• Task directions: Reproduce the listing below character for character; drop every image.

((

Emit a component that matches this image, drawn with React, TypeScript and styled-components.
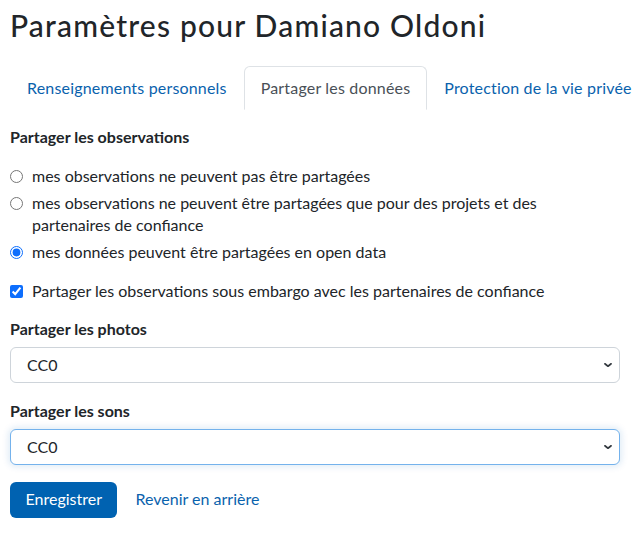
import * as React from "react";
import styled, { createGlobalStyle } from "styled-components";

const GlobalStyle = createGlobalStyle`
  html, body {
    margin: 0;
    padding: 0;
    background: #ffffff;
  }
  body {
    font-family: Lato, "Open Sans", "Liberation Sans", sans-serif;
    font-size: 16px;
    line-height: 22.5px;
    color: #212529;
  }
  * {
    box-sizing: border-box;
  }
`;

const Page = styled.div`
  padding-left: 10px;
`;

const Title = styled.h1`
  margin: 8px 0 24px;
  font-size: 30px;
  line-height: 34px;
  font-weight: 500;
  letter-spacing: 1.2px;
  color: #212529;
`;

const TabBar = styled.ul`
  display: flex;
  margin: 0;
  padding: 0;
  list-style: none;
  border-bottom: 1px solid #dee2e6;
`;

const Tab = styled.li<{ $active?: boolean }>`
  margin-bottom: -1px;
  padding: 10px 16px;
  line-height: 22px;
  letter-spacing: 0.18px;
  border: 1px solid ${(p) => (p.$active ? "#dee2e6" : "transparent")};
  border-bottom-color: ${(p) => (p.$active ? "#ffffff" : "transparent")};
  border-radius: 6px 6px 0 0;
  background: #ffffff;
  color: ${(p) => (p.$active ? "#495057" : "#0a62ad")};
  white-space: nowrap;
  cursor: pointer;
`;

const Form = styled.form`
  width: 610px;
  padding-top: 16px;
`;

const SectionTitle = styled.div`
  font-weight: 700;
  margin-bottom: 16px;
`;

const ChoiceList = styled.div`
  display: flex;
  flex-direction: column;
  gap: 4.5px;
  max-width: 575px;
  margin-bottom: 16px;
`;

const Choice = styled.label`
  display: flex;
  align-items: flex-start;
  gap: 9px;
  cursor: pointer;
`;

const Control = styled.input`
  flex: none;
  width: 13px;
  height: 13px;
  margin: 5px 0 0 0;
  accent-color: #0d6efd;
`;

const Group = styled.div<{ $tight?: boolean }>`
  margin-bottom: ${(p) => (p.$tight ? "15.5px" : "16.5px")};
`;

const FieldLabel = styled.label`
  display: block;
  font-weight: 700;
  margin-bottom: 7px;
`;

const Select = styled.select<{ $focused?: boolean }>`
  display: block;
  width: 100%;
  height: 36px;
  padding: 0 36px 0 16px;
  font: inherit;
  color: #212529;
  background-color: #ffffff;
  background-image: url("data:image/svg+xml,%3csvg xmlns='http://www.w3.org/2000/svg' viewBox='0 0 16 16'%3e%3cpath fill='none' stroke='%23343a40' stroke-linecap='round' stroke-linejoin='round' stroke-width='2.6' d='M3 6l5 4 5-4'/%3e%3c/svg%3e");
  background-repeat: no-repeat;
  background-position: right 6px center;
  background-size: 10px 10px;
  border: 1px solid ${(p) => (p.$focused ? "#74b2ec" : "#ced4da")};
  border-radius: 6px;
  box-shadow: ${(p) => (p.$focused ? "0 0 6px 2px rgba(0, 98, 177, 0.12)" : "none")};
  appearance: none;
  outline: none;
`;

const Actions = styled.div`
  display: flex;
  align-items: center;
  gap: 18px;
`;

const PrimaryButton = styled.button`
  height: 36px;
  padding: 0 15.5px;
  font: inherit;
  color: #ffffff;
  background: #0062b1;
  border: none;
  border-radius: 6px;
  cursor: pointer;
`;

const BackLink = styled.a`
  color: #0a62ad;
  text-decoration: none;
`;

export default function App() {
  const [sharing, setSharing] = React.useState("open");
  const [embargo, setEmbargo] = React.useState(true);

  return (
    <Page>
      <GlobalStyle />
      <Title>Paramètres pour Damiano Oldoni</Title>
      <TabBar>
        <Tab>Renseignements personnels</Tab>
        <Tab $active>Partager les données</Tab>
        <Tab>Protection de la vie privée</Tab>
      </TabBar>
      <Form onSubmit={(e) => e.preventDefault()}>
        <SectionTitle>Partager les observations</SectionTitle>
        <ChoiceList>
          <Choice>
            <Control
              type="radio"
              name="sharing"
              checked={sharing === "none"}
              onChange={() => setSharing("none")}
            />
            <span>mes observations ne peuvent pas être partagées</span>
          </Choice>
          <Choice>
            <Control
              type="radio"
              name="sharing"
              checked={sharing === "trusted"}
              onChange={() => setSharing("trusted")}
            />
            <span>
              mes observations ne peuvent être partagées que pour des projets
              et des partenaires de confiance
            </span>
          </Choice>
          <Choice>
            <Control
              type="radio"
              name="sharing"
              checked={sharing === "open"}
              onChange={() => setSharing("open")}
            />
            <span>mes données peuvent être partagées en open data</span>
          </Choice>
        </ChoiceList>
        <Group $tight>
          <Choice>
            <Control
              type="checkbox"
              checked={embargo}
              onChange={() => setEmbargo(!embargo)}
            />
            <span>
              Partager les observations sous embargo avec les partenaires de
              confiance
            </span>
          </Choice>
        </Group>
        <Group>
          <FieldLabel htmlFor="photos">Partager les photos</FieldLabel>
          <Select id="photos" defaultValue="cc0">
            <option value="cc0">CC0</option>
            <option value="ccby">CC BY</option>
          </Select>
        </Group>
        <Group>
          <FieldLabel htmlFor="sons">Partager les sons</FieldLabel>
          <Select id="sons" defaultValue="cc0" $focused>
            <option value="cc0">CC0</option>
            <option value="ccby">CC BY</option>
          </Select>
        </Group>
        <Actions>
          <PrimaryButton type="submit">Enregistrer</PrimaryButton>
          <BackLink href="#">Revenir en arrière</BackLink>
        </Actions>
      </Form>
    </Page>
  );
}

))

• The reply:
Emit a component that matches this image, drawn with React, TypeScript and styled-components.
import * as React from "react";
import styled, { createGlobalStyle } from "styled-components";

const GlobalStyle = createGlobalStyle`
  html, body {
    margin: 0;
    padding: 0;
    background: #ffffff;
  }
  body {
    font-family: Lato, "Open Sans", "Liberation Sans", sans-serif;
    font-size: 16px;
    line-height: 22.5px;
    color: #212529;
  }
  * {
    box-sizing: border-box;
  }
`;

const Page = styled.div`
  padding-left: 10px;
`;

const Title = styled.h1`
  margin: 8px 0 24px;
  font-size: 30px;
  line-height: 34px;
  font-weight: 500;
  letter-spacing: 1.2px;
  color: #212529;
`;

const TabBar = styled.ul`
  display: flex;
  margin: 0;
  padding: 0;
  list-style: none;
  border-bottom: 1px solid #dee2e6;
`;

const Tab = styled.li<{ $active?: boolean }>`
  margin-bottom: -1px;
  padding: 10px 16px;
  line-height: 22px;
  letter-spacing: 0.18px;
  border: 1px solid ${(p) => (p.$active ? "#dee2e6" : "transparent")};
  border-bottom-color: ${(p) => (p.$active ? "#ffffff" : "transparent")};
  border-radius: 6px 6px 0 0;
  background: #ffffff;
  color: ${(p) => (p.$active ? "#495057" : "#0a62ad")};
  white-space: nowrap;
  cursor: pointer;
`;

const Form = styled.form`
  width: 610px;
  padding-top: 16px;
`;

const SectionTitle = styled.div`
  font-weight: 700;
  margin-bottom: 16px;
`;

const ChoiceList = styled.div`
  display: flex;
  flex-direction: column;
  gap: 4.5px;
  max-width: 575px;
  margin-bottom: 16px;
`;

const Choice = styled.label`
  display: flex;
  align-items: flex-start;
  gap: 9px;
  cursor: pointer;
`;

const Control = styled.input`
  flex: none;
  width: 13px;
  height: 13px;
  margin: 5px 0 0 0;
  accent-color: #0d6efd;
`;

const Group = styled.div<{ $tight?: boolean }>`
  margin-bottom: ${(p) => (p.$tight ? "15.5px" : "16.5px")};
`;

const FieldLabel = styled.label`
  display: block;
  font-weight: 700;
  margin-bottom: 7px;
`;

const Select = styled.select<{ $focused?: boolean }>`
  display: block;
  width: 100%;
  height: 36px;
  padding: 0 36px 0 16px;
  font: inherit;
  color: #212529;
  background-color: #ffffff;
  background-image: url("data:image/svg+xml,%3csvg xmlns='http://www.w3.org/2000/svg' viewBox='0 0 16 16'%3e%3cpath fill='none' stroke='%23343a40' stroke-linecap='round' stroke-linejoin='round' stroke-width='2.6' d='M3 6l5 4 5-4'/%3e%3c/svg%3e");
  background-repeat: no-repeat;
  background-position: right 6px center;
  background-size: 10px 10px;
  border: 1px solid ${(p) => (p.$focused ? "#74b2ec" : "#ced4da")};
  border-radius: 6px;
  box-shadow: ${(p) => (p.$focused ? "0 0 6px 2px rgba(0, 98, 177, 0.12)" : "none")};
  appearance: none;
  outline: none;
`;

const Actions = styled.div`
  display: flex;
  align-items: center;
  gap: 18px;
`;

const PrimaryButton = styled.button`
  height: 36px;
  padding: 0 15.5px;
  font: inherit;
  color: #ffffff;
  background: #0062b1;
  border: none;
  border-radius: 6px;
  cursor: pointer;
`;

const BackLink = styled.a`
  color: #0a62ad;
  text-decoration: none;
`;

export default function App() {
  const [sharing, setSharing] = React.useState("open");
  const [embargo, setEmbargo] = React.useState(true);

  return (
    <Page>
      <GlobalStyle />
      <Title>Paramètres pour Damiano Oldoni</Title>
      <TabBar>
        <Tab>Renseignements personnels</Tab>
        <Tab $active>Partager les données</Tab>
        <Tab>Protection de la vie privée</Tab>
      </TabBar>
      <Form onSubmit={(e) => e.preventDefault()}>
        <SectionTitle>Partager les observations</SectionTitle>
        <ChoiceList>
          <Choice>
            <Control
              type="radio"
              name="sharing"
              checked={sharing === "none"}
              onChange={() => setSharing("none")}
            />
            <span>mes observations ne peuvent pas être partagées</span>
          </Choice>
          <Choice>
            <Control
              type="radio"
              name="sharing"
              checked={sharing === "trusted"}
              onChange={() => setSharing("trusted")}
            />
            <span>
              mes observations ne peuvent être partagées que pour des projets
              et des partenaires de confiance
            </span>
          </Choice>
          <Choice>
            <Control
              type="radio"
              name="sharing"
              checked={sharing === "open"}
              onChange={() => setSharing("open")}
            />
            <span>mes données peuvent être partagées en open data</span>
          </Choice>
        </ChoiceList>
        <Group $tight>
          <Choice>
            <Control
              type="checkbox"
              checked={embargo}
              onChange={() => setEmbargo(!embargo)}
            />
            <span>
              Partager les observations sous embargo avec les partenaires de
              confiance
            </span>
          </Choice>
        </Group>
        <Group>
          <FieldLabel htmlFor="photos">Partager les photos</FieldLabel>
          <Select id="photos" defaultValue="cc0">
            <option value="cc0">CC0</option>
            <option value="ccby">CC BY</option>
          </Select>
        </Group>
        <Group>
          <FieldLabel htmlFor="sons">Partager les sons</FieldLabel>
          <Select id="sons" defaultValue="cc0" $focused>
            <option value="cc0">CC0</option>
            <option value="ccby">CC BY</option>
          </Select>
        </Group>
        <Actions>
          <PrimaryButton type="submit">Enregistrer</PrimaryButton>
          <BackLink href="#">Revenir en arrière</BackLink>
        </Actions>
      </Form>
    </Page>
  );
}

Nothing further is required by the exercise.